Yesterday a visiting friend and fellow blogger asked me, “What’s your favorite thing blooming right now?” and with very little hesitation (it’s best to answer that sort of question as quickly as possible) I answered, “Crabapples.” Despite having an easy dozen other answers to that question on any given day, crabapples are on the front of my mind right now for a couple of reasons.
One is, I’ve been wanting to buy one for my own garden ever since I started paying a mortgage and am still trying to make up my mind about which one to get. At Blithewold we have a grove of three gorgeous Malus floribunda that are almost wider than they are tall and very dense. We also have a fairly recently planted orchard of Malus ‘Dolgo’. According to Dirr, these will be biggies (30-40′) with a more open branching structure. Our ‘Prairifire’ is still young (destined to be 15-20′ tall and wide) and has gorgeous deep raspberry buds and blooms. (Love that one…) But probably our most beautiful crabapple of all is the ancestral tree at the water’s edge. Nothing is more photogenic than that tree in full bloom.

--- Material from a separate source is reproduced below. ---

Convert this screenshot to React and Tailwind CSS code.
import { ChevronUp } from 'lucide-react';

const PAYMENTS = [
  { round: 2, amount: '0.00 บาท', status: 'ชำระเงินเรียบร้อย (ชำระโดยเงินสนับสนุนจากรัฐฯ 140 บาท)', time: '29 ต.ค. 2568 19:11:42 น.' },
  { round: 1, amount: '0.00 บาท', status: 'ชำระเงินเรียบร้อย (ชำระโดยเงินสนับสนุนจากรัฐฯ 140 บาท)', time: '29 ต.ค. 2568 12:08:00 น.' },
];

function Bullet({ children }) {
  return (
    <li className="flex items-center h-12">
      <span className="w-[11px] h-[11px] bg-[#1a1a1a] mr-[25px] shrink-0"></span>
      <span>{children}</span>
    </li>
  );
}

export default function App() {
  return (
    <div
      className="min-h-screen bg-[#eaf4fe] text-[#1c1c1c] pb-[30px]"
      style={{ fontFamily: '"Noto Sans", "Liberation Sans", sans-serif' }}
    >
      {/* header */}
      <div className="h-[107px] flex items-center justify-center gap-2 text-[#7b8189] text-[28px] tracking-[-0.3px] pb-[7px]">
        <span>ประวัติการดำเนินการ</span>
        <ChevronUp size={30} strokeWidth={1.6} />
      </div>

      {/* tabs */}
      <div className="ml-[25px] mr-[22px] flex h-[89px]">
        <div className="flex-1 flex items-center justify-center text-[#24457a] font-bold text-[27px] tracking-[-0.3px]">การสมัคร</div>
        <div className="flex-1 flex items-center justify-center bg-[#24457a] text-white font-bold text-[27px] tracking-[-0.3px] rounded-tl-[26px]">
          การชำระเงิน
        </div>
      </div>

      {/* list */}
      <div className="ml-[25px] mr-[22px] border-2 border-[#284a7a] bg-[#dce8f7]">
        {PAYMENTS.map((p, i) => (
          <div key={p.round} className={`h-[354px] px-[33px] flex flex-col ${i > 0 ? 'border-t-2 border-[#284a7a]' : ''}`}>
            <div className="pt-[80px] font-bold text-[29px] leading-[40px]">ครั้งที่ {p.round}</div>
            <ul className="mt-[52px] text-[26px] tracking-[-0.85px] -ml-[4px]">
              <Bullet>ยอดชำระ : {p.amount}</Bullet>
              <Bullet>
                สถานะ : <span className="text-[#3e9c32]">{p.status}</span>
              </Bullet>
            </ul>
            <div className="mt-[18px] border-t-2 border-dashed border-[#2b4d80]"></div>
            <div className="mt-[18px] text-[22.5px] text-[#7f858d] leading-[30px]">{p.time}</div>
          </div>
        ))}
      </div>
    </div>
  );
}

Do you have a favorite crabapple?
The other reason crabapples are on my mind is because when they bloom is also when the Baltimore orioles come back (-the birds, that is. The baseball team won’t be at Fenway again until next week.) I love hearing their call – louder than the spring chorus of lawnmowers – and seeing their bright orange breasts flashing and clashing against all that pink. I’m not sure what they work on in the crabapples – they are nectar sippers – but they also eat insects. As a matter of fact, they are one of the best consumers around of our most destructive insects and caterpillars. Don’t bother spray because the orioles will be happy to eat all sorts of things like fall webworm, gypsy moth larvae, tent caterpillars, potato beetles, scale, and the sawfly larvae that make lace out of rose bushes.

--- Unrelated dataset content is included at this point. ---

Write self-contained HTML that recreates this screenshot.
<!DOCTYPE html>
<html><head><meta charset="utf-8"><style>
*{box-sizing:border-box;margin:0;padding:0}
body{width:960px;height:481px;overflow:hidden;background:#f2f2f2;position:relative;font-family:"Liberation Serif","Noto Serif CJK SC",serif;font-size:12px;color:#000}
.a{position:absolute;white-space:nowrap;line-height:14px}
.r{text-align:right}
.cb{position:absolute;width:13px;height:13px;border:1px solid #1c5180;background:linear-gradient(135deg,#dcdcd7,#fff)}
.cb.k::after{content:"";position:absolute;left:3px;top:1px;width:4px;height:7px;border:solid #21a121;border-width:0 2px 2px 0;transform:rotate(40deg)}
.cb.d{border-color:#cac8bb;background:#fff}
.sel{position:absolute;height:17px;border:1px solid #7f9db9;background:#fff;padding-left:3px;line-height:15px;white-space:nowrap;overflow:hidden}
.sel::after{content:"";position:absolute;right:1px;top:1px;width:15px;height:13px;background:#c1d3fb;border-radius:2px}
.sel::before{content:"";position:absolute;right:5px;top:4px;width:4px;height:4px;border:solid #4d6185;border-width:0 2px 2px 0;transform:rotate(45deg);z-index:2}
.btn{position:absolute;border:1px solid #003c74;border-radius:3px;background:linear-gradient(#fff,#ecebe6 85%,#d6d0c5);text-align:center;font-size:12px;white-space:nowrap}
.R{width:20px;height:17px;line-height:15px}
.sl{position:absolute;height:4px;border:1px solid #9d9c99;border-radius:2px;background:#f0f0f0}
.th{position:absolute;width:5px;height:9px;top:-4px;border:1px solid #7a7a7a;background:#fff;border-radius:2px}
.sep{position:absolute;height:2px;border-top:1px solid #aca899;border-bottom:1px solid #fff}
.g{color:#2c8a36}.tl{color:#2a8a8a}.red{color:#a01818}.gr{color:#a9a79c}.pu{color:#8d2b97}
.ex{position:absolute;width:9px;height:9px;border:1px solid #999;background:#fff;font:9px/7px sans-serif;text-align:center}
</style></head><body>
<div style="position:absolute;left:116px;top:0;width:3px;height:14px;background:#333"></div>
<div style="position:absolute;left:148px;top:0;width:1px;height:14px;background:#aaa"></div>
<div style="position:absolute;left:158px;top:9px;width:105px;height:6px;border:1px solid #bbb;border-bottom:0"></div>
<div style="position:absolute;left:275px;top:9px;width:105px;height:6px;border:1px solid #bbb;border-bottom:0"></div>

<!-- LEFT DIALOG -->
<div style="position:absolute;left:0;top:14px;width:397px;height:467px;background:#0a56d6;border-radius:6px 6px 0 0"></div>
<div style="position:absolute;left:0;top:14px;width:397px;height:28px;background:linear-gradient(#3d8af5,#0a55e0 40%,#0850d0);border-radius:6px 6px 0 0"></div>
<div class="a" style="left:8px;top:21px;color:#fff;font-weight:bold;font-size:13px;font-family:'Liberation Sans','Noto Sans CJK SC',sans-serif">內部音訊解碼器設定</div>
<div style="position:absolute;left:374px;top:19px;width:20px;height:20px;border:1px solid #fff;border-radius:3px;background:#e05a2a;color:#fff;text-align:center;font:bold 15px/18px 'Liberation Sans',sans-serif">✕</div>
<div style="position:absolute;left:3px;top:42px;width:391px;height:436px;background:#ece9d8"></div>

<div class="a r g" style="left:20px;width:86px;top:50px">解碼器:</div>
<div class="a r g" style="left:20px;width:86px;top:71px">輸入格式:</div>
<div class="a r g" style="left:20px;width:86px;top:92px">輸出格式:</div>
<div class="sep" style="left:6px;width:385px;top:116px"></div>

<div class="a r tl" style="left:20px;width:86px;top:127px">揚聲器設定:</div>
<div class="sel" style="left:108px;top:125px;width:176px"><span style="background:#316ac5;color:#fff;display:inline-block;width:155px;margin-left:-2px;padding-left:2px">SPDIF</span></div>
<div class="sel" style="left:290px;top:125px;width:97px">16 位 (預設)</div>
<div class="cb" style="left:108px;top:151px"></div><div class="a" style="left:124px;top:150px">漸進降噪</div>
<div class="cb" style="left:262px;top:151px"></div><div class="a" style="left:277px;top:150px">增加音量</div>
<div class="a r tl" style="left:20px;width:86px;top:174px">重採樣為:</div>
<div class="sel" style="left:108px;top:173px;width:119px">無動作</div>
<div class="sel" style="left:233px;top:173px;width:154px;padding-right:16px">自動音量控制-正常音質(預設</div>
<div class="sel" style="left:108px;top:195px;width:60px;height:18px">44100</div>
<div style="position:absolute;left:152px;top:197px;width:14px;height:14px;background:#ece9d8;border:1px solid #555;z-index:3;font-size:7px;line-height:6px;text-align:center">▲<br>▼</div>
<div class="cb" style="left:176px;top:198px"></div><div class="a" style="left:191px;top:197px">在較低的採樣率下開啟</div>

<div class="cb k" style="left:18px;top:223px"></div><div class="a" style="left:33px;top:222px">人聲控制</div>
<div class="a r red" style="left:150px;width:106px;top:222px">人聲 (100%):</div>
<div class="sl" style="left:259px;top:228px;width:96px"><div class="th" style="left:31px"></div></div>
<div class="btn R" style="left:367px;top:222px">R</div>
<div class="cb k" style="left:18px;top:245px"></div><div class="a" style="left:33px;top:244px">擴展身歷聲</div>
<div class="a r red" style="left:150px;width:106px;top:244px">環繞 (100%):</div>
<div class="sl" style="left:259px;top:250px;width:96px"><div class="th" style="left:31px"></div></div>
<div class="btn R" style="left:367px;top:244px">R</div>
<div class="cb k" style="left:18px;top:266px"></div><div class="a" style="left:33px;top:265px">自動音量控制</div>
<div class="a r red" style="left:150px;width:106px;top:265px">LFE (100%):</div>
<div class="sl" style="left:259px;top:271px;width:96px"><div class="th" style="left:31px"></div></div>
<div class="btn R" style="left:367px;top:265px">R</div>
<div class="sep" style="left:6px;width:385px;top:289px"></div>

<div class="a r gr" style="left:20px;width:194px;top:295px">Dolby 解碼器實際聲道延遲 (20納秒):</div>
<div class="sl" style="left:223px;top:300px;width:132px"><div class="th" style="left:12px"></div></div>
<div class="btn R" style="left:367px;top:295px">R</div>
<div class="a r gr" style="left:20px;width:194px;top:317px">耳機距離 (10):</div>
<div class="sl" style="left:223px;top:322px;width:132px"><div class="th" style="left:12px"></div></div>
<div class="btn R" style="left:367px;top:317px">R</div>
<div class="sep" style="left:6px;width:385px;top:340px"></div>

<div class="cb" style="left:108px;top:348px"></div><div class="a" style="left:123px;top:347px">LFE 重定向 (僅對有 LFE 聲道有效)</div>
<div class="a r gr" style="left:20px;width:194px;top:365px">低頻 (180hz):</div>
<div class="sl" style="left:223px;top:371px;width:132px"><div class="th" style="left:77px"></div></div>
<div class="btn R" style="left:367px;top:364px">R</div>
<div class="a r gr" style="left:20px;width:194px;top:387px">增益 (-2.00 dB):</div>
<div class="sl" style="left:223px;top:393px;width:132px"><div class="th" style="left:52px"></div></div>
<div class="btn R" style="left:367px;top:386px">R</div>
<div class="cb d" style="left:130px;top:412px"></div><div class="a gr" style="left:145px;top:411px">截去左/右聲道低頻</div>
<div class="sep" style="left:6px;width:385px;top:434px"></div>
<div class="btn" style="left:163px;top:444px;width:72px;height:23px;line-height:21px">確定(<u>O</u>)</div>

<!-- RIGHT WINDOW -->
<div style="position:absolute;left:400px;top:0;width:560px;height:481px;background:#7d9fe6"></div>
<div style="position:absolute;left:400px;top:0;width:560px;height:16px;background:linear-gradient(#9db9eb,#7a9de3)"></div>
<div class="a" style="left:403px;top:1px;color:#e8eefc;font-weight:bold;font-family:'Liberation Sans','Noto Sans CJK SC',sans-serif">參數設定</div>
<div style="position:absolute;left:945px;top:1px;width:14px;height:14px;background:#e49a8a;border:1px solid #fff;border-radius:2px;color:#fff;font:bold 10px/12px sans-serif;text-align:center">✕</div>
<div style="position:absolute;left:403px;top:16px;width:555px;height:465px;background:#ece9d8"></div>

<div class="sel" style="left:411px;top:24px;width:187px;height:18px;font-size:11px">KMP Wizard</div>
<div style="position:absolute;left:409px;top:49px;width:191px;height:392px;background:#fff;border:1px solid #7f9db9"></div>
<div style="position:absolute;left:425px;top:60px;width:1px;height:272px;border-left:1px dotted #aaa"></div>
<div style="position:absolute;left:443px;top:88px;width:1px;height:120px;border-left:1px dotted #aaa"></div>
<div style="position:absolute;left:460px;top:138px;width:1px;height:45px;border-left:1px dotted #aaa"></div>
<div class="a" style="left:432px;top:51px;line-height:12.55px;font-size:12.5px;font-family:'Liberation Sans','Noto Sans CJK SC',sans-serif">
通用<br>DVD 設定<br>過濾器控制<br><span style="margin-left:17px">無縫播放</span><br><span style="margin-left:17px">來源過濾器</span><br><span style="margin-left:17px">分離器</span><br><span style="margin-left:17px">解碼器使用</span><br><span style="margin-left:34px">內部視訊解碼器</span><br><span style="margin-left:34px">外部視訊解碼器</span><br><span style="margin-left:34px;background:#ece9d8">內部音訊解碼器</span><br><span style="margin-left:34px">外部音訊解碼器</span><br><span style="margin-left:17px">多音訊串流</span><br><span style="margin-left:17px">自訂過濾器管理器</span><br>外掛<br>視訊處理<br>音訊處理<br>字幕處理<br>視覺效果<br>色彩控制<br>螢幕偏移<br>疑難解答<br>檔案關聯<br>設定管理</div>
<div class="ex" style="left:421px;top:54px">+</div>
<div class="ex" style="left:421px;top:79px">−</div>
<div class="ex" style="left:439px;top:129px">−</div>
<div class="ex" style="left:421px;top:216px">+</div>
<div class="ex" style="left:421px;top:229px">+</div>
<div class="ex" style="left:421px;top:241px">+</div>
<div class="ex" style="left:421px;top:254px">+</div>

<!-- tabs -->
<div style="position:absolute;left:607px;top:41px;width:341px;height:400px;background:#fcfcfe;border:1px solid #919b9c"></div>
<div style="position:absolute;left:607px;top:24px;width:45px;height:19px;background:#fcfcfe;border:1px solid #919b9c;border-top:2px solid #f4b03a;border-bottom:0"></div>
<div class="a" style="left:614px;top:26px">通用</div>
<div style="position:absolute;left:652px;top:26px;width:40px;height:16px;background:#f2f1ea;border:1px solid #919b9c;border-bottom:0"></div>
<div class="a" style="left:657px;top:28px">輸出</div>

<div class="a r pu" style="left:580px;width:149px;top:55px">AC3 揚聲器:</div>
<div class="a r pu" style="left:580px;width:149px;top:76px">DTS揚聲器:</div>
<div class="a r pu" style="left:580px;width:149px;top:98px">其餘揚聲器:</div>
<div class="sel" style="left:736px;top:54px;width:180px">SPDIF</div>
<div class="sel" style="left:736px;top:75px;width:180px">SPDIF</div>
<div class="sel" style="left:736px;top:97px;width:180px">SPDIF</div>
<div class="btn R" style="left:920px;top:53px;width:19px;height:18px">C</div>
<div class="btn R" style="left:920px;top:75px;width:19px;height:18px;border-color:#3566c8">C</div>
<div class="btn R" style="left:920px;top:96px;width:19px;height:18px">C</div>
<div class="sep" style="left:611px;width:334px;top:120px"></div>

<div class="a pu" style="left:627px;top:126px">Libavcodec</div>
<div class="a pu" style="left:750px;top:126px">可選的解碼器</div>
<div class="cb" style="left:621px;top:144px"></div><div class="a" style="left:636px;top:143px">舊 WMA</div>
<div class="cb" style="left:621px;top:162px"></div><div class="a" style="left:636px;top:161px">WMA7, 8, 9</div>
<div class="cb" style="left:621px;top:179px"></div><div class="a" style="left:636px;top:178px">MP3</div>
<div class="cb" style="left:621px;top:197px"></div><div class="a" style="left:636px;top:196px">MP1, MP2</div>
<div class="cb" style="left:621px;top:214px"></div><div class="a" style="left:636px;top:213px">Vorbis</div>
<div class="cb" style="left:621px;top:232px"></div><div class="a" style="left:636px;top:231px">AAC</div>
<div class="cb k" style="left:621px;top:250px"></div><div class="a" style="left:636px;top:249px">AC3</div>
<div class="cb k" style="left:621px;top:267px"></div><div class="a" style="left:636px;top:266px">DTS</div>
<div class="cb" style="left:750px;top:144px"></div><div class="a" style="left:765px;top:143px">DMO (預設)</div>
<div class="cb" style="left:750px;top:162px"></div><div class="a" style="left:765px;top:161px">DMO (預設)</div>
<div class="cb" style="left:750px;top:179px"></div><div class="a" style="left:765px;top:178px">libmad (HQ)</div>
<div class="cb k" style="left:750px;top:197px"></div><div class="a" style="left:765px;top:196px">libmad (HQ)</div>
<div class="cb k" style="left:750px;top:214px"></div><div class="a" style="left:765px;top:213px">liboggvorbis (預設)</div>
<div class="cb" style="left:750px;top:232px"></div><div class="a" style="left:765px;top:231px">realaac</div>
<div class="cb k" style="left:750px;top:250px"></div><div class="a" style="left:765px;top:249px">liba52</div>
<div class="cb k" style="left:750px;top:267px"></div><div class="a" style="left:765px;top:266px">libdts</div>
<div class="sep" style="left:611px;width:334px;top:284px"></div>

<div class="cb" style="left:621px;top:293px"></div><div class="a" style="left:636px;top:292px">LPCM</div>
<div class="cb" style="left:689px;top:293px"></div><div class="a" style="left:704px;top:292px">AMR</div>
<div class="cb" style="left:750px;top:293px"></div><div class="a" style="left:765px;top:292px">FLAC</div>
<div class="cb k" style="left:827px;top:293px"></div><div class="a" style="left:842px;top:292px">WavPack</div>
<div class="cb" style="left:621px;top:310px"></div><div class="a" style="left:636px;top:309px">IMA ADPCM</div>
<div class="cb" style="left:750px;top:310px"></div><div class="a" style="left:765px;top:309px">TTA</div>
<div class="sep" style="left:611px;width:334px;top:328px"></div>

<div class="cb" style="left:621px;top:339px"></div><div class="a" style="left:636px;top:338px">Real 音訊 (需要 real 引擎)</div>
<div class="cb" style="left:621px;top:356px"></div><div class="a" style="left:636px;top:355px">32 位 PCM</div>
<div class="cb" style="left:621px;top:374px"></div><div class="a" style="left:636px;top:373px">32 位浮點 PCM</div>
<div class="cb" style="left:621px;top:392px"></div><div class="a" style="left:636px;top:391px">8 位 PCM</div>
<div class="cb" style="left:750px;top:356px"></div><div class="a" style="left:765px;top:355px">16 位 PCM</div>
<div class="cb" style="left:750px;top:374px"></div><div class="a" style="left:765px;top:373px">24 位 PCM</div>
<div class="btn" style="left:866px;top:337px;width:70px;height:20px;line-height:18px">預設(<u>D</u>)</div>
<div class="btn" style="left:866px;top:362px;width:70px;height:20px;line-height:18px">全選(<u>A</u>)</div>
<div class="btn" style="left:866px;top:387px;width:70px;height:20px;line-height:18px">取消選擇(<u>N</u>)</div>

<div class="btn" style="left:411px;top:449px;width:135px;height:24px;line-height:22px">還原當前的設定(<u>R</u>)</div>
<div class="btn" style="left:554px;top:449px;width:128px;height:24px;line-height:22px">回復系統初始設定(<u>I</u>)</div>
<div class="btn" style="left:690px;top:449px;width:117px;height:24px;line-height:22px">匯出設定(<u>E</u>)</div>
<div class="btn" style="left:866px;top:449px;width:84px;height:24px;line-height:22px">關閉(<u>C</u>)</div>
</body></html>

Male orioles make the trip up from Central America, Mexico, etc a few days before the females in order to stake out their territory and they often come back to the same place every year. And the females construct the nest, which is a perfect illustration for the nightmarish lullaby we all grew up with. (Remember, “Rock-a-bye baby, in the tree top. When the wind blows, the cradle will rock…”?) They suspend a woven pocket-like bassinet miles off the ground at the ends of branches. Gail spotted an old one blowing around high up in a Norway maple this winter – much too high up for a picture, alas. The birds go quiet after mating but keep your eyes peeled – they’ll be eating serviceberry and cherries as well as caterpillars. And keep your ears tuned: sometime in August up until they leave in September, the males sing again.